When big data meets big smog: a big spatio-temporal data framework for China severe smog analysis

Recently, the appearing disaster of severe smog has been attacking many cities in China such as the capital Beijing. The chief culprit of China smog, namely PM2.5, is affected by various factors including air pollutants, weather, climate, geographical location, urbanization, etc. To analyze the factors, we collect about 35,000,000 air quality records and about 30,000,000 weather records from the sensors in 77 China's cities in 2013. Moreover, two big data sets named Geoname and DBPedia are also combined for the data of climate, geographical location and urbanization. To deal with big spatio-temporal data for big smog analysis, we propose a MapReduce-based framework named BigSmog.
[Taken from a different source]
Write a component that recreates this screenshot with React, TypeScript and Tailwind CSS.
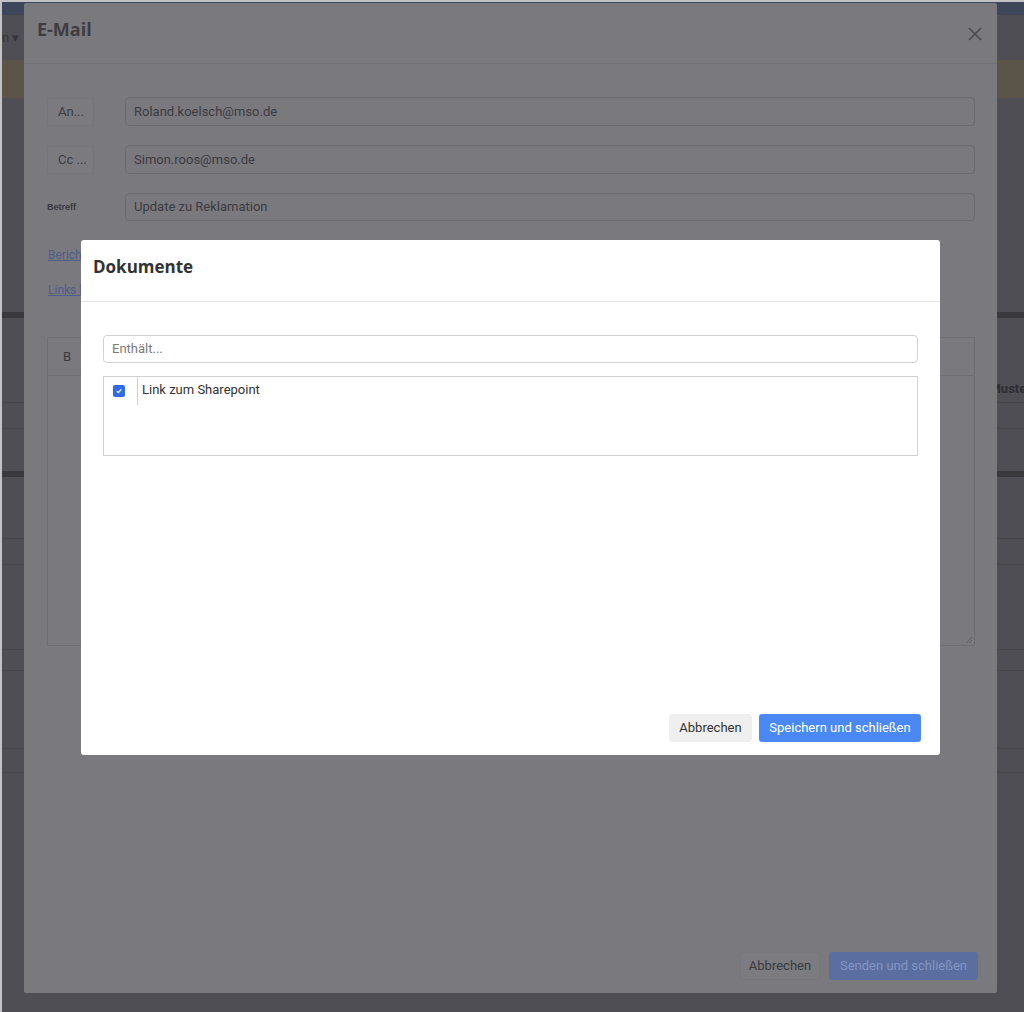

It mainly conducts parallel correlation analysis of the factors and scalable training of artificial neural networks for spatio-temporal approximation of the concentration of PM2.5. In the experiments, BigSmog displays high scalability for big smog analysis with big spatio-temporal data. The analysis result shows that the air pollutants influence the short-term concentration of PM2.5 more than the weather and the factors of geographical location and climate rather than urbanization play a major role in determining a city's long-term pollution level of PM2.5. Moreover, the trained ANNs can accurately approximate the concentration of PM2.5.